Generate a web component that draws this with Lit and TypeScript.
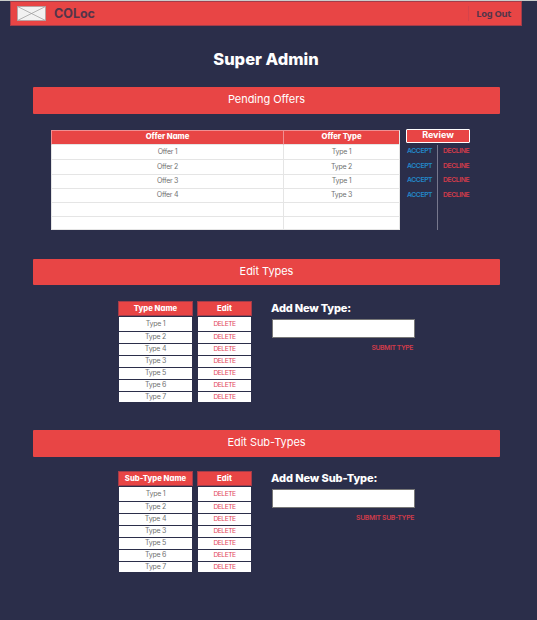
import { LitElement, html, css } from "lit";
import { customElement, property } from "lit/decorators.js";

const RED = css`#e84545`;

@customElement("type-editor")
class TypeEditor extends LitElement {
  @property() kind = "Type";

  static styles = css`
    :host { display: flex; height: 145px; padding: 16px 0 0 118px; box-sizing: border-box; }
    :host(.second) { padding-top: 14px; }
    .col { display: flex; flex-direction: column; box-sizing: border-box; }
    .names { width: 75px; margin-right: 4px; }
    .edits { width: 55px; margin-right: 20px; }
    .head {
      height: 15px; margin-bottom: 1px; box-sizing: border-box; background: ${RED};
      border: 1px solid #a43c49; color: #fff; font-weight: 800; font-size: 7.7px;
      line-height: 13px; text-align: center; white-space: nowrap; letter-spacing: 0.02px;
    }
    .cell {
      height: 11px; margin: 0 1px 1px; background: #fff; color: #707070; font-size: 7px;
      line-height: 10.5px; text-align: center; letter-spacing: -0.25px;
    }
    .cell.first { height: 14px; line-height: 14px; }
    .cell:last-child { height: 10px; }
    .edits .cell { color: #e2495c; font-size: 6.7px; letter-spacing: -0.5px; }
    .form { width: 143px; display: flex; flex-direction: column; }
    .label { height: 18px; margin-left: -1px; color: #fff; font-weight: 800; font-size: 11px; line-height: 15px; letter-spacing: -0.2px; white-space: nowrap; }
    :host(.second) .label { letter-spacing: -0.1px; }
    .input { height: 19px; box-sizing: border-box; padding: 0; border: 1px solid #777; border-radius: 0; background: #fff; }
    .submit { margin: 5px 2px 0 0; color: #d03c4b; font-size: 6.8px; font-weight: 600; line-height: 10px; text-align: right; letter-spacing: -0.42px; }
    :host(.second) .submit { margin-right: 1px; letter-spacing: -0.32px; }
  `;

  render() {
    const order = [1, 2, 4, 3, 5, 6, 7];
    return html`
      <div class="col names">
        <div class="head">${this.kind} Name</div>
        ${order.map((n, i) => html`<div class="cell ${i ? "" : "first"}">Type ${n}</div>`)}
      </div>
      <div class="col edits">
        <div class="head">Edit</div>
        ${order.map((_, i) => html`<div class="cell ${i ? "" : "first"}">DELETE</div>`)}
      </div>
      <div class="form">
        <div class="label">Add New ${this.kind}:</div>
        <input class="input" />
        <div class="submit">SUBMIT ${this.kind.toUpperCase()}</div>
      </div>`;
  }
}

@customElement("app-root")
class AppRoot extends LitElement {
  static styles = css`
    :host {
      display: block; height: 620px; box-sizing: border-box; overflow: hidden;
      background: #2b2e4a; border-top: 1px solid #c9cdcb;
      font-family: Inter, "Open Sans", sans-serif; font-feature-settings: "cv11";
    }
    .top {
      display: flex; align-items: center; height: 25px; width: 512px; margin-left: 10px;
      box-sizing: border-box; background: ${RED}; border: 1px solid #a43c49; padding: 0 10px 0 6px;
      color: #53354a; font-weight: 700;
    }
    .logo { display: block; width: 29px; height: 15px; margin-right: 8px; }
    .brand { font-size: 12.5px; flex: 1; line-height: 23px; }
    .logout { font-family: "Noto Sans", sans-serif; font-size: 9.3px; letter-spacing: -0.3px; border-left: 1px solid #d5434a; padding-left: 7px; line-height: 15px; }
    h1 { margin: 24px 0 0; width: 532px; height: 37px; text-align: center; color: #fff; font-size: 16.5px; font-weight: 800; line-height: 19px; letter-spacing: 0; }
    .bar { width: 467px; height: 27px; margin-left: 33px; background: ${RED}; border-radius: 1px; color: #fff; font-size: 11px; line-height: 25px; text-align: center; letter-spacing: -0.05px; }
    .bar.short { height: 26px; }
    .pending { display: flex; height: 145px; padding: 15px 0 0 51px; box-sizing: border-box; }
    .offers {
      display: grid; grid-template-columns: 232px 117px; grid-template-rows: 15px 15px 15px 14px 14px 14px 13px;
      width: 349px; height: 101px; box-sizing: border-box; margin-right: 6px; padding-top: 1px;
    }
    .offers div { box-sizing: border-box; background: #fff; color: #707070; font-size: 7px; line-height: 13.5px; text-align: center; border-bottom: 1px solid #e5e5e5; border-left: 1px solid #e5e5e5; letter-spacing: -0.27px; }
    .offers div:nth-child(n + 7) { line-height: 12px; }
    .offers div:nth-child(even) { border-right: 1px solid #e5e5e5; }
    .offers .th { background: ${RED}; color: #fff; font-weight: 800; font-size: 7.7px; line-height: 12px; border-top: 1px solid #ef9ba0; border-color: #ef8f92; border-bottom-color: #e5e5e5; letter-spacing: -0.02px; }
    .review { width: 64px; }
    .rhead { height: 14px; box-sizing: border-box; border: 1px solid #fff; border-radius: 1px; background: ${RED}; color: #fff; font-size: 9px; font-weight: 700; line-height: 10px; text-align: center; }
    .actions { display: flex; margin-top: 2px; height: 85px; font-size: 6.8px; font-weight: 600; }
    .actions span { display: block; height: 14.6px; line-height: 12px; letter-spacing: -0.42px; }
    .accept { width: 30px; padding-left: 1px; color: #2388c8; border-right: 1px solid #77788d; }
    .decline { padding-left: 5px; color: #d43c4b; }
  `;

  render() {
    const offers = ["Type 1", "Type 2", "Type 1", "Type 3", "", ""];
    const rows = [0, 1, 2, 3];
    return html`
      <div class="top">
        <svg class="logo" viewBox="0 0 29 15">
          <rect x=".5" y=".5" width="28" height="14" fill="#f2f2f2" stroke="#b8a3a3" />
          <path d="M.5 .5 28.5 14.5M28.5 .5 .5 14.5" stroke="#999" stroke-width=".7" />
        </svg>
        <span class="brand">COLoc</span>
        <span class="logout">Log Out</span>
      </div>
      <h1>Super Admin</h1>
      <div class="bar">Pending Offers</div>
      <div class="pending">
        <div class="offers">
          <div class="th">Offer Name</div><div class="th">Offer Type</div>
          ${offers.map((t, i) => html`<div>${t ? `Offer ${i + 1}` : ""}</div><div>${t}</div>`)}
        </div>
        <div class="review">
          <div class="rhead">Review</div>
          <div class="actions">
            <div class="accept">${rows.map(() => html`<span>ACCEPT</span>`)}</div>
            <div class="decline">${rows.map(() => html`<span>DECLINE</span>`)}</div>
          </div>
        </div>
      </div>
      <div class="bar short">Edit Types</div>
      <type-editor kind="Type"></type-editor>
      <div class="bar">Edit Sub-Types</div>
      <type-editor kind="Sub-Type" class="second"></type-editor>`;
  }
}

Given instruction: Write out again every line above exactly as given; the pictures do not belong in the copy.

Solution for this exercise:
Generate a web component that draws this with Lit and TypeScript.
import { LitElement, html, css } from "lit";
import { customElement, property } from "lit/decorators.js";

const RED = css`#e84545`;

@customElement("type-editor")
class TypeEditor extends LitElement {
  @property() kind = "Type";

  static styles = css`
    :host { display: flex; height: 145px; padding: 16px 0 0 118px; box-sizing: border-box; }
    :host(.second) { padding-top: 14px; }
    .col { display: flex; flex-direction: column; box-sizing: border-box; }
    .names { width: 75px; margin-right: 4px; }
    .edits { width: 55px; margin-right: 20px; }
    .head {
      height: 15px; margin-bottom: 1px; box-sizing: border-box; background: ${RED};
      border: 1px solid #a43c49; color: #fff; font-weight: 800; font-size: 7.7px;
      line-height: 13px; text-align: center; white-space: nowrap; letter-spacing: 0.02px;
    }
    .cell {
      height: 11px; margin: 0 1px 1px; background: #fff; color: #707070; font-size: 7px;
      line-height: 10.5px; text-align: center; letter-spacing: -0.25px;
    }
    .cell.first { height: 14px; line-height: 14px; }
    .cell:last-child { height: 10px; }
    .edits .cell { color: #e2495c; font-size: 6.7px; letter-spacing: -0.5px; }
    .form { width: 143px; display: flex; flex-direction: column; }
    .label { height: 18px; margin-left: -1px; color: #fff; font-weight: 800; font-size: 11px; line-height: 15px; letter-spacing: -0.2px; white-space: nowrap; }
    :host(.second) .label { letter-spacing: -0.1px; }
    .input { height: 19px; box-sizing: border-box; padding: 0; border: 1px solid #777; border-radius: 0; background: #fff; }
    .submit { margin: 5px 2px 0 0; color: #d03c4b; font-size: 6.8px; font-weight: 600; line-height: 10px; text-align: right; letter-spacing: -0.42px; }
    :host(.second) .submit { margin-right: 1px; letter-spacing: -0.32px; }
  `;

  render() {
    const order = [1, 2, 4, 3, 5, 6, 7];
    return html`
      <div class="col names">
        <div class="head">${this.kind} Name</div>
        ${order.map((n, i) => html`<div class="cell ${i ? "" : "first"}">Type ${n}</div>`)}
      </div>
      <div class="col edits">
        <div class="head">Edit</div>
        ${order.map((_, i) => html`<div class="cell ${i ? "" : "first"}">DELETE</div>`)}
      </div>
      <div class="form">
        <div class="label">Add New ${this.kind}:</div>
        <input class="input" />
        <div class="submit">SUBMIT ${this.kind.toUpperCase()}</div>
      </div>`;
  }
}

@customElement("app-root")
class AppRoot extends LitElement {
  static styles = css`
    :host {
      display: block; height: 620px; box-sizing: border-box; overflow: hidden;
      background: #2b2e4a; border-top: 1px solid #c9cdcb;
      font-family: Inter, "Open Sans", sans-serif; font-feature-settings: "cv11";
    }
    .top {
      display: flex; align-items: center; height: 25px; width: 512px; margin-left: 10px;
      box-sizing: border-box; background: ${RED}; border: 1px solid #a43c49; padding: 0 10px 0 6px;
      color: #53354a; font-weight: 700;
    }
    .logo { display: block; width: 29px; height: 15px; margin-right: 8px; }
    .brand { font-size: 12.5px; flex: 1; line-height: 23px; }
    .logout { font-family: "Noto Sans", sans-serif; font-size: 9.3px; letter-spacing: -0.3px; border-left: 1px solid #d5434a; padding-left: 7px; line-height: 15px; }
    h1 { margin: 24px 0 0; width: 532px; height: 37px; text-align: center; color: #fff; font-size: 16.5px; font-weight: 800; line-height: 19px; letter-spacing: 0; }
    .bar { width: 467px; height: 27px; margin-left: 33px; background: ${RED}; border-radius: 1px; color: #fff; font-size: 11px; line-height: 25px; text-align: center; letter-spacing: -0.05px; }
    .bar.short { height: 26px; }
    .pending { display: flex; height: 145px; padding: 15px 0 0 51px; box-sizing: border-box; }
    .offers {
      display: grid; grid-template-columns: 232px 117px; grid-template-rows: 15px 15px 15px 14px 14px 14px 13px;
      width: 349px; height: 101px; box-sizing: border-box; margin-right: 6px; padding-top: 1px;
    }
    .offers div { box-sizing: border-box; background: #fff; color: #707070; font-size: 7px; line-height: 13.5px; text-align: center; border-bottom: 1px solid #e5e5e5; border-left: 1px solid #e5e5e5; letter-spacing: -0.27px; }
    .offers div:nth-child(n + 7) { line-height: 12px; }
    .offers div:nth-child(even) { border-right: 1px solid #e5e5e5; }
    .offers .th { background: ${RED}; color: #fff; font-weight: 800; font-size: 7.7px; line-height: 12px; border-top: 1px solid #ef9ba0; border-color: #ef8f92; border-bottom-color: #e5e5e5; letter-spacing: -0.02px; }
    .review { width: 64px; }
    .rhead { height: 14px; box-sizing: border-box; border: 1px solid #fff; border-radius: 1px; background: ${RED}; color: #fff; font-size: 9px; font-weight: 700; line-height: 10px; text-align: center; }
    .actions { display: flex; margin-top: 2px; height: 85px; font-size: 6.8px; font-weight: 600; }
    .actions span { display: block; height: 14.6px; line-height: 12px; letter-spacing: -0.42px; }
    .accept { width: 30px; padding-left: 1px; color: #2388c8; border-right: 1px solid #77788d; }
    .decline { padding-left: 5px; color: #d43c4b; }
  `;

  render() {
    const offers = ["Type 1", "Type 2", "Type 1", "Type 3", "", ""];
    const rows = [0, 1, 2, 3];
    return html`
      <div class="top">
        <svg class="logo" viewBox="0 0 29 15">
          <rect x=".5" y=".5" width="28" height="14" fill="#f2f2f2" stroke="#b8a3a3" />
          <path d="M.5 .5 28.5 14.5M28.5 .5 .5 14.5" stroke="#999" stroke-width=".7" />
        </svg>
        <span class="brand">COLoc</span>
        <span class="logout">Log Out</span>
      </div>
      <h1>Super Admin</h1>
      <div class="bar">Pending Offers</div>
      <div class="pending">
        <div class="offers">
          <div class="th">Offer Name</div><div class="th">Offer Type</div>
          ${offers.map((t, i) => html`<div>${t ? `Offer ${i + 1}` : ""}</div><div>${t}</div>`)}
        </div>
        <div class="review">
          <div class="rhead">Review</div>
          <div class="actions">
            <div class="accept">${rows.map(() => html`<span>ACCEPT</span>`)}</div>
            <div class="decline">${rows.map(() => html`<span>DECLINE</span>`)}</div>
          </div>
        </div>
      </div>
      <div class="bar short">Edit Types</div>
      <type-editor kind="Type"></type-editor>
      <div class="bar">Edit Sub-Types</div>
      <type-editor kind="Sub-Type" class="second"></type-editor>`;
  }
}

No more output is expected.